* _To be done_:
Restate the whole listing word for word. Pictures are left out.

___

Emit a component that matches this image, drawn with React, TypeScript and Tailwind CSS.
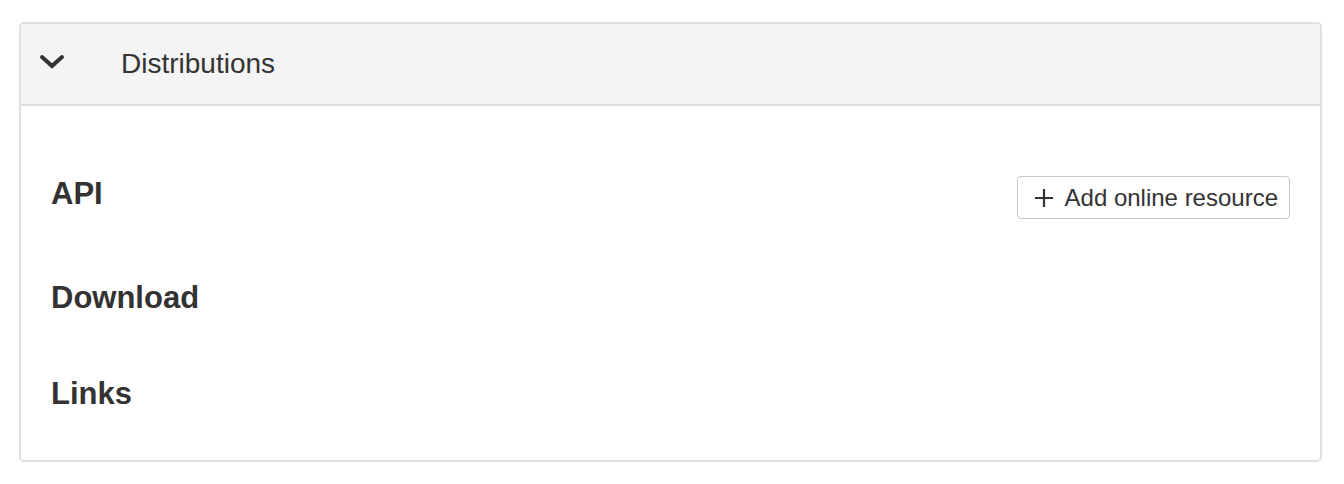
import React from "react";

export default function App() {
  return (
    <div className="w-[1344px] h-[484px] bg-white pt-[22px] pl-[19px]" style={{ fontFamily: '"Liberation Sans", Arial, sans-serif' }}>
      <div className="w-[1303px] h-[440px] border-2 border-[#e0e0e0] rounded-[5px] overflow-hidden flex flex-col">
        <div className="h-[82px] shrink-0 bg-[#f4f4f4] border-b-2 border-[#dedede] flex items-center">
          <div className="ml-[18px] w-[26px] flex items-center justify-center -mt-[6px]">
            <svg width="26" height="15" viewBox="0 0 26 15">
              <polyline points="3,3 13,12 23,3" fill="none" stroke="#333" strokeWidth="4" strokeLinecap="round" strokeLinejoin="miter" />
            </svg>
          </div>
          <span className="ml-[56px] text-[28px] text-[#333] leading-none">Distributions</span>
        </div>
        <div className="flex-1 pt-[70px] pl-[30px] pr-[30px]">
          <div className="flex items-start justify-between h-[43px]">
            <h3 className="text-[31px] leading-[36px] font-bold text-[#333]">API</h3>
            <button className="h-[43px] flex items-center border border-[#c8c8c8] rounded-[4px] pl-[16px] pr-[11px] bg-white text-[24px] text-[#333]">
              <svg width="20" height="20" viewBox="0 0 20 20" className="mr-[11px]">
                <line x1="10" y1="1" x2="10" y2="19" stroke="#333" strokeWidth="2.2" />
                <line x1="1" y1="10" x2="19" y2="10" stroke="#333" strokeWidth="2.2" />
              </svg>
              <span className="leading-none">Add online resource</span>
            </button>
          </div>
          <h3 className="mt-[61px] text-[31px] leading-[36px] font-bold text-[#333]">Download</h3>
          <h3 className="mt-[60px] text-[31px] leading-[36px] font-bold text-[#333]">Links</h3>
        </div>
      </div>
    </div>
  );
}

___

* _Written solution_:
Emit a component that matches this image, drawn with React, TypeScript and Tailwind CSS.
import React from "react";

export default function App() {
  return (
    <div className="w-[1344px] h-[484px] bg-white pt-[22px] pl-[19px]" style={{ fontFamily: '"Liberation Sans", Arial, sans-serif' }}>
      <div className="w-[1303px] h-[440px] border-2 border-[#e0e0e0] rounded-[5px] overflow-hidden flex flex-col">
        <div className="h-[82px] shrink-0 bg-[#f4f4f4] border-b-2 border-[#dedede] flex items-center">
          <div className="ml-[18px] w-[26px] flex items-center justify-center -mt-[6px]">
            <svg width="26" height="15" viewBox="0 0 26 15">
              <polyline points="3,3 13,12 23,3" fill="none" stroke="#333" strokeWidth="4" strokeLinecap="round" strokeLinejoin="miter" />
            </svg>
          </div>
          <span className="ml-[56px] text-[28px] text-[#333] leading-none">Distributions</span>
        </div>
        <div className="flex-1 pt-[70px] pl-[30px] pr-[30px]">
          <div className="flex items-start justify-between h-[43px]">
            <h3 className="text-[31px] leading-[36px] font-bold text-[#333]">API</h3>
            <button className="h-[43px] flex items-center border border-[#c8c8c8] rounded-[4px] pl-[16px] pr-[11px] bg-white text-[24px] text-[#333]">
              <svg width="20" height="20" viewBox="0 0 20 20" className="mr-[11px]">
                <line x1="10" y1="1" x2="10" y2="19" stroke="#333" strokeWidth="2.2" />
                <line x1="1" y1="10" x2="19" y2="10" stroke="#333" strokeWidth="2.2" />
              </svg>
              <span className="leading-none">Add online resource</span>
            </button>
          </div>
          <h3 className="mt-[61px] text-[31px] leading-[36px] font-bold text-[#333]">Download</h3>
          <h3 className="mt-[60px] text-[31px] leading-[36px] font-bold text-[#333]">Links</h3>
        </div>
      </div>
    </div>
  );
}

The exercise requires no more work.